Investing in commercial real estate is another strategy that is quite popular among real estate investors. However, this strategy comes at a major cost since investing in commercial real estate requires an investor to have sizable pockets. Should you choose to invest in commercial property like an office building, make sure to assess the market condition and vet the companies or businesses that are renting the office spaces in the building.
Investing in commercial real estate is definitely heavier on the pocket. It could mean more expenses on repairs and property management. At the same time, it also offers steadier long-term income and higher appreciation compared to a residential property.

The Takeaway

So far we have discussed various ways to start investing in real estate. But the ultimate question is which process is best for you. Is buying a rental property and slowly making your way among the big leagues of commercial real estate investment the ultimate strategy? Your investment potential as well as the time and resources you put in will play a crucial role. But what matters the most is how important financial freedom is to you.

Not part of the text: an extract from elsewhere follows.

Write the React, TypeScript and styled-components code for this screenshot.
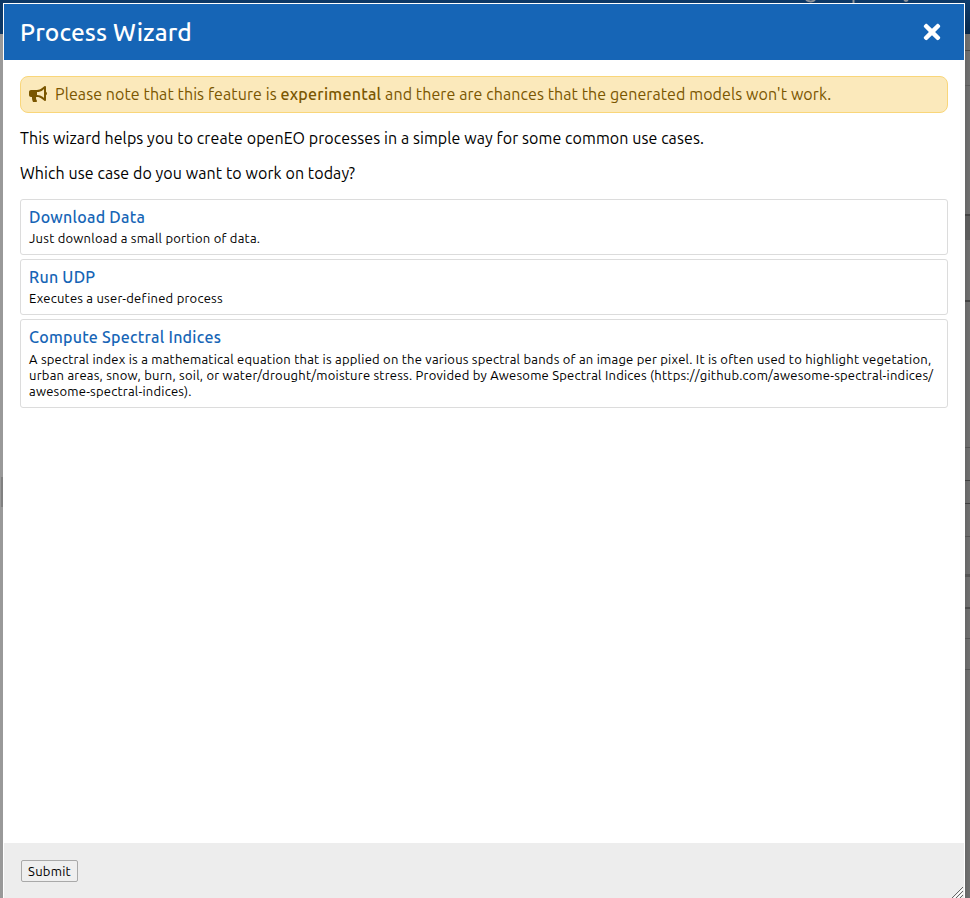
import React from "react";
import styled, { createGlobalStyle } from "styled-components";
import { FaBullhorn, FaTimes } from "react-icons/fa";

const GlobalStyle = createGlobalStyle`
  * { box-sizing: border-box; }
  html, body, #root { height: 100%; }
  body { margin: 0; overflow: hidden; background: #999; color: #000;
    font: 16px/20px Ubuntu, "Noto Sans", sans-serif; }
`;

const Screen = styled.div`
  position: relative;
  height: 898px;
  width: 970px;
  overflow: hidden;
`;

const Backdrop = styled.div`
  position: absolute;
  inset: 0;
  display: grid;
  grid-template: 34px 1fr / 1fr 6px;
`;

const TopBar = styled.div`
  grid-column: 1 / -1;
  background: linear-gradient(to right, #0d3866 0 965px, transparent 965px),
    linear-gradient(#0e3c6d, #09284a);
`;

const TopBarArt = styled.svg`
  display: block;
`;

const LeftPane = styled.div`
  background: #999;
  padding-top: 443px;
`;

const SplitHandle = styled.div`
  width: 2px;
  height: 30px;
  margin-left: 1px;
  background: #808080;
`;

const RightPane = styled.div`
  background: linear-gradient(to right, #666, #707070);
`;

const Rule = styled.div<{ $gap: number; $size: number; $color: string }>`
  height: ${(p) => p.$gap + p.$size}px;
  border-bottom: ${(p) => p.$size}px solid ${(p) => p.$color};
`;

const Dialog = styled.section`
  position: absolute;
  left: 3px;
  top: 3px;
  width: 962px;
  height: 897px;
  display: flex;
  flex-direction: column;
  background: #fff;
  border: 1px solid #fff;
`;

const Header = styled.header`
  height: 56px;
  flex: none;
  display: flex;
  align-items: center;
  justify-content: space-between;
  padding: 0 20px 0 16px;
  background: #1665b6;
  color: #fff;
`;

const Title = styled.h2`
  margin: 0;
  font-size: 24.5px;
  line-height: 32px;
  font-weight: 500;
  letter-spacing: 0.12px;
  white-space: nowrap;
`;

const CloseButton = styled.button`
  display: flex;
  padding: 0;
  border: 0;
  background: none;
  color: #fff;
`;

const Body = styled.main`
  flex: 1;
  padding: 16px;
`;

const Notice = styled.div`
  height: 37px;
  display: flex;
  align-items: center;
  gap: 8px;
  padding: 0 8px 1px;
  border: 1px solid #f9d67a;
  border-radius: 8px;
  background: #fbe9bb;
  color: #7a5600;
  white-space: nowrap;
  letter-spacing: 0.085px;
  strong {
    font-weight: 500;
    letter-spacing: 0.28px;
  }
`;

const NoticeIcon = styled(FaBullhorn)`
  width: 18px;
  height: 16px;
`;

const Paragraph = styled.p`
  margin: 15px 0;
  height: 20px;
  white-space: nowrap;
  letter-spacing: 0.085px;
`;

const Options = styled.div`
  display: grid;
  gap: 4px;
  margin-top: 16px;
`;

const Option = styled.article`
  padding: 7px 8px 8px;
  border: 1px solid #dcdcdc;
  border-radius: 3px;
`;

const OptionTitle = styled.h3`
  margin: 0 0 3px;
  font-size: 16px;
  line-height: 20px;
  font-weight: 500;
  color: #1665b6;
  letter-spacing: 0.25px;
`;

const OptionText = styled.div<{ $multiline: boolean }>`
  padding-top: ${(p) => (p.$multiline ? 1 : 0)}px;
  font-size: 13px;
  line-height: 16px;
  white-space: nowrap;
  letter-spacing: 0.224px;
`;

const Footer = styled.footer`
  position: relative;
  height: 56px;
  flex: none;
  padding: 17px;
  background: #ededed;
`;

const Submit = styled.button`
  display: block;
  width: 57px;
  height: 22px;
  padding: 0;
  border: 1px solid #a9a9a9;
  border-radius: 2px;
  background: #efefef;
  color: #000;
  font: 13px/18px Ubuntu, "Noto Sans", sans-serif;
  letter-spacing: 0.25px;
  white-space: nowrap;
`;

const Grip = styled.svg`
  position: absolute;
  right: 1px;
  bottom: 1px;
`;

const rules = [
  [16, 1, "#494949"], [34, 1, "#5c5c5c"], [128, 2, "#444"], [0, 24, "#5c5c5c"],
  [60, 2, "#444"], [145, 1, "#555"], [32, 1, "#404040"], [22, 1, "#404040"],
  [32, 1, "#555"], [37, 3, "#555"], [30, 2, "#4d4d4d"], [29, 1, "#555"], [30, 1, "#555"],
] as const;

const options = [
  { title: "Download Data", lines: ["Just download a small portion of data."] },
  { title: "Run UDP", lines: ["Executes a user-defined process"] },
  {
    title: "Compute Spectral Indices",
    lines: [
      "A spectral index is a mathematical equation that is applied on the various spectral bands of an image per pixel. It is often used to highlight vegetation,",
      "urban areas, snow, burn, soil, or water/drought/moisture stress. Provided by Awesome Spectral Indices (https://github.com/awesome-spectral-indices/",
      "awesome-spectral-indices).",
    ],
  },
];

export default function App() {
  return (
    <Screen>
      <GlobalStyle />
      <Backdrop>
        <TopBar>
          <TopBarArt width="970" height="34">
            <path d="M806 0q5 3 9 0M904 0l2 1 2-1" fill="none" stroke="#8b9199" strokeWidth="2" />
            <path d="M853.500 0v3" stroke="#8b9199" strokeWidth="2" />
          </TopBarArt>
        </TopBar>
        <LeftPane><SplitHandle /></LeftPane>
        <RightPane>
          {rules.map(([gap, size, color], i) => <Rule key={i} $gap={gap} $size={size} $color={color} />)}
        </RightPane>
      </Backdrop>
      <Dialog role="dialog">
        <Header>
          <Title>Process Wizard</Title>
          <CloseButton aria-label="Close"><FaTimes size={24} viewBox="-80 0 512 512" /></CloseButton>
        </Header>
        <Body>
          <Notice>
            <NoticeIcon />
            <span>Please note that this feature is <strong>experimental</strong> and there are chances that the generated models won't work.</span>
          </Notice>
          <Paragraph>This wizard helps you to create openEO processes in a simple way for some common use cases.</Paragraph>
          <Paragraph>Which use case do you want to work on today?</Paragraph>
          <Options>
            {options.map((o) => (
              <Option key={o.title}>
                <OptionTitle>{o.title}</OptionTitle>
                <OptionText $multiline={o.lines.length > 1}>
                  {o.lines.map((text) => <div key={text}>{text}</div>)}
                </OptionText>
              </Option>
            ))}
          </Options>
        </Body>
        <Footer>
          <Submit>Submit</Submit>
          <Grip width="11" height="11" viewBox="0 0 11 11" fill="none">
            <path d="M2 11l9-9M6 11l5-5" stroke="#fff" />
            <path d="M0 11L11 0M4 11l7-7M8 11l3-3" stroke="#666" />
          </Grip>
        </Footer>
      </Dialog>
    </Screen>
  );
}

No one invests in real estate just for the sake of it. Everyone has an exit plan and an outcome that they wish to achieve. It could be amassing multiple properties under your name or increasing your net-worth or both. So talk to industry experts, real estate agents, real estate developers, and people who are as passionate and ambitious as you and understand the different types of real estate investments and which one is the best for carving out your success story!